When he was nine years old, Julian Knox (AKA Julianknxx) and his family fled Sierra Leone amid the country’s decade-long civil war. After living in The Gambia for five years – where Knox learned that he could “find solace on the continent” – the poet and artist moved to London at the age of 15. “Finding a language for the feeling of not quite belonging is something I explore (in my poetry),” says Knox. Although he’d been writing from a young age, Knox never shared his work with anyone until he saw others writing and performing at university. It was this – and the films of Roy Andersson – that encouraged him to break out into the multidisciplinary space, creating work that brings together the written word, music and film. Weaving through all of it is Knox’s desire to write what he calls a “history from below”, telling history from the perspective of the marginalised to “regain our voices and reframe our positions”.

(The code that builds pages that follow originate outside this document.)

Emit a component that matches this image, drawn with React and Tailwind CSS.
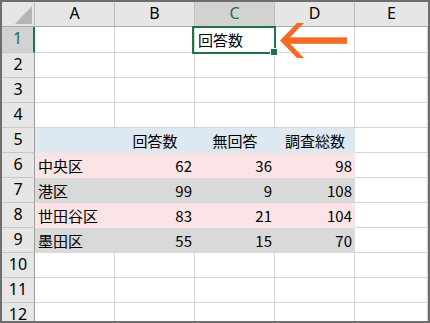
import React from "react";

const JP = "font-['Noto_Sans_CJK_JP','Noto_Sans',sans-serif]";

const rows = [
  { n: 1, cells: ["", "", "回答数", ""] },
  { n: 2 },
  { n: 3 },
  { n: 4 },
  { n: 5, fill: "bg-[#dde8f1]", head: true, cells: ["", "回答数", "無回答", "調査総数"] },
  { n: 6, fill: "bg-[#fae4e6]", cells: ["中央区", "62", "36", "98"] },
  { n: 7, fill: "bg-[#d9d9d9]", cells: ["港区", "99", "9", "108"] },
  { n: 8, fill: "bg-[#fae4e6]", cells: ["世田谷区", "83", "21", "104"] },
  { n: 9, fill: "bg-[#d9d9d9]", cells: ["墨田区", "55", "15", "70"] },
  { n: 10 },
  { n: 11 },
  { n: 12 },
];

function ColumnHeaders() {
  return (
    <div className="flex h-[25px] border-b border-[#ababab] bg-[#e6e6e6] font-['Noto_Sans',sans-serif] text-[16px] text-black">
      <div className="relative w-[33px] border-r border-[#bfbfbf]">
        <svg className="absolute left-0 top-0" width="32" height="24">
          <polygon points="13,22 30,22 30,4" fill="#b5b5b5" />
        </svg>
      </div>
      {["A", "B", "C", "D"].map((c) => (
        <div
          key={c}
          className={`flex w-[80px] items-center justify-center border-r border-[#bfbfbf] pb-[2px] leading-none ${
            c === "C" ? "bg-[#d2d2d2] text-[#217346]" : ""
          }`}
        >
          {c}
        </div>
      ))}
      <div className="flex flex-1 items-center justify-center pb-[2px] leading-none">E</div>
    </div>
  );
}

function Row({ row }) {
  const selected = row.n === 1;
  const cells = row.cells || ["", "", "", ""];
  return (
    <div className={`flex ${row.n === 1 ? "h-[26px]" : "h-[25px]"}`}>
      <div
        className={`flex w-[33px] items-center justify-center border-b border-[#c6c6c6] pb-[3px] font-['Noto_Sans',sans-serif] text-[16px] leading-none ${
          selected
            ? "border-r-2 border-r-[#217346] bg-[#d2d2d2] text-[#217346]"
            : "border-r border-r-[#9e9e9e] bg-[#e6e6e6] text-black"
        }`}
      >
        {row.n}
      </div>
      {cells.map((v, i) => {
        const isNum = /^\d+$/.test(v);
        const align = row.head ? "justify-center" : isNum ? "justify-end" : "justify-start";
        return (
          <div
            key={i}
            className={`flex w-[80px] items-center px-[3px] pb-[1px] text-[15px] leading-none text-black ${JP} ${align} ${
              row.fill ? row.fill : "border-b border-r border-[#d4d4d4]"
            }`}
          >
            {v}
          </div>
        );
      })}
      <div className="flex-1 border-b border-r border-[#d4d4d4]" />
    </div>
  );
}

export default function App() {
  return (
    <div className="relative h-[323px] w-[430px] overflow-hidden border-2 border-[#6e6e6e] bg-white">
      <ColumnHeaders />
      {rows.map((r) => (
        <Row key={r.n} row={r} />
      ))}

      {/* active cell C1 */}
      <div className="absolute left-[190px] top-[24px] h-[28px] w-[84px] border-2 border-[#217346]" />
      <div className="absolute left-[268px] top-[46px] h-[8px] w-[8px] border border-white bg-[#217346]" />

      {/* pointer arrow */}
      <svg className="absolute left-[270px] top-[14px]" width="80" height="46" viewBox="270 14 80 46">
        <polygon points="295,21 302,21 285,38.5 302,56 295,56 278,38.5" fill="#f26b25" />
        <rect x="283" y="35.3" width="62" height="6.5" fill="#f26b25" />
      </svg>
    </div>
  );
}
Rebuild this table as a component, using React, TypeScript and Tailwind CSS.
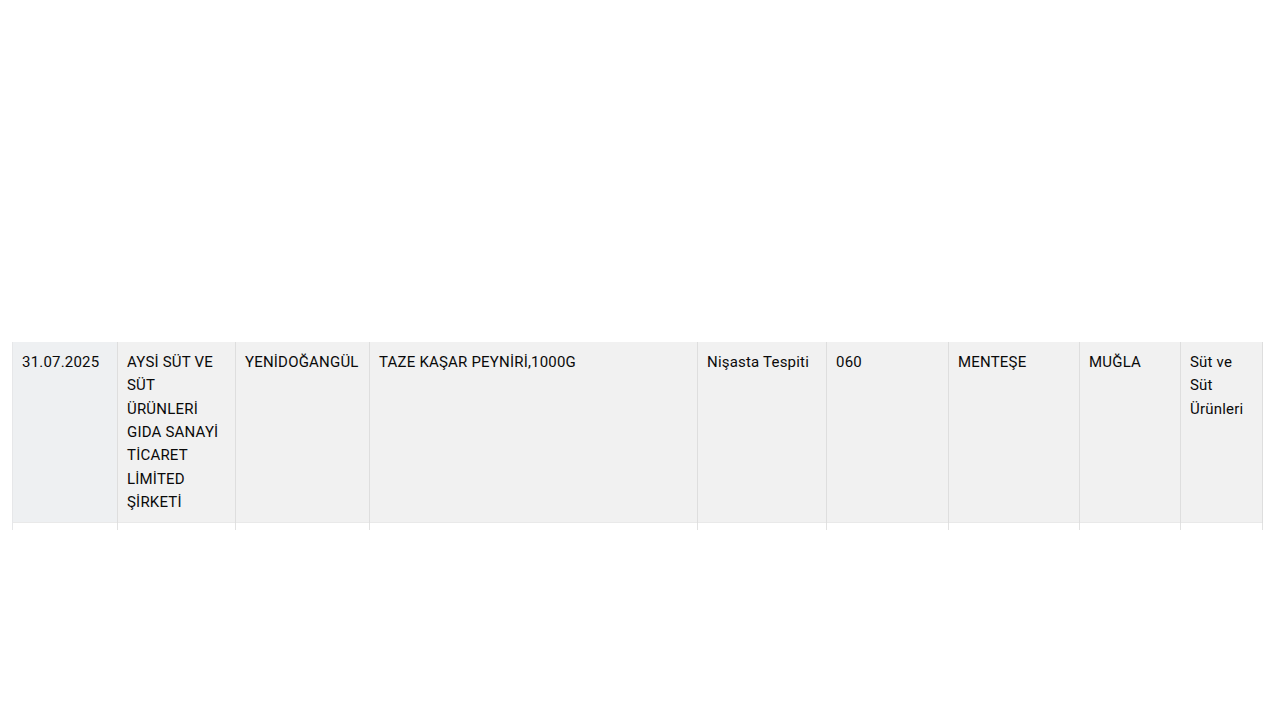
import React from "react";

const widths = [105, 118, 134, 328, 129, 122, 131, 101, 82];
const cells = [
  "31.07.2025",
  "AYSİ SÜT VE SÜT ÜRÜNLERİ GIDA SANAYİ TİCARET LİMİTED ŞİRKETİ",
  "YENİDOĞANGÜL",
  "TAZE KAŞAR PEYNİRİ,1000G",
  "Nişasta Tespiti",
  "060",
  "MENTEŞE",
  "MUĞLA",
  "Süt ve Süt Ürünleri",
];

export default function App() {
  return (
    <div className="w-[1280px] h-[720px] bg-white pt-[342px] pl-[12px]" style={{ fontFamily: "Roboto, 'Noto Sans', sans-serif" }}>
      <table className="table-fixed border-collapse w-[1250px] text-[15px] tracking-[0.2px] leading-[23.33px] text-[#0a0a0a]">
        <colgroup>
          {widths.map((w, i) => (
            <col key={i} style={{ width: w }} />
          ))}
        </colgroup>
        <tbody>
          <tr className="bg-[#f1f1f1] border-b border-[#e9e9e9]">
            {cells.map((c, i) => (
              <td
                key={i}
                className={
                  "align-top pt-[9px] pb-[7px] pl-[9px] pr-[8px] h-[180px] border-r border-[#dedede] break-words " +
                  (i === 0 ? "bg-[#eef0f2] border-l border-l-[#e6e7e9]" : "")
                }
              >
                {c}
              </td>
            ))}
          </tr>
          <tr className="h-[8px]">
            {cells.map((_, i) => (
              <td key={i} className={"p-0 h-[8px] border-r border-[#e2e2e2] " + (i === 0 ? "border-l border-l-[#e6e7e9]" : "")} />
            ))}
          </tr>
        </tbody>
      </table>
    </div>
  );
}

Case in point: Knox’s 2020 short film In Praise of Still Boys, in which the director reimagines his childhood and carves out a space for young Sierra Leoneans to write their own histories. The film is part of a larger body of Knox’s work which will be exhibited at 180 The Strand in September. In the meantime, Knox is simply focusing on his practice: “making good work, and telling stories from the ground up”.

ETHAN P FLYNN

At 18 years old, London-based musician Ethan P Flynn dropped out of the Guildhall School of Music after working with David Byrne – an achievement that made university feel “kind of pointless”. “I felt that if I didn’t have anything else to think about, it would be easier to do music full-time,” he says. “It wasn’t exactly stupid, but it wasn’t exactly cool, either.” Luckily for Flynn, it seems to have been the right decision. Since leaving uni, the Yorkshire-born multi-instrumentalist has collaborated with the likes of FKA twigs, slowthai, and Jockstrap, and signed to Young. Last year, he also released his first album, the amusingly titled B-Sides & Rarities: Vol 1, which contains a patchwork of ten tracks written between 2015 and 2018. It’s an experimental pop dreamscape that sounds like it’s been filtered through a fuzzy VHS tape, but the release only scratches the surface of the 22-year-old’s fast-growing body of work.

“I felt like those songs would be a good backdrop for what’s coming next,” Flynn explains. Since then, he’s continued to write prolifically, effectively creating an album a month – some of which draw on lockdown themes of “isolation, loneliness and death”, which the songwriter admits “is pretty cool but also pretty peak, considering”. Condensing his plethora of tracks, Flynn is focusing on finishing a new EP, as well as setting up a studio – as he says, taking “the well-trodden path”.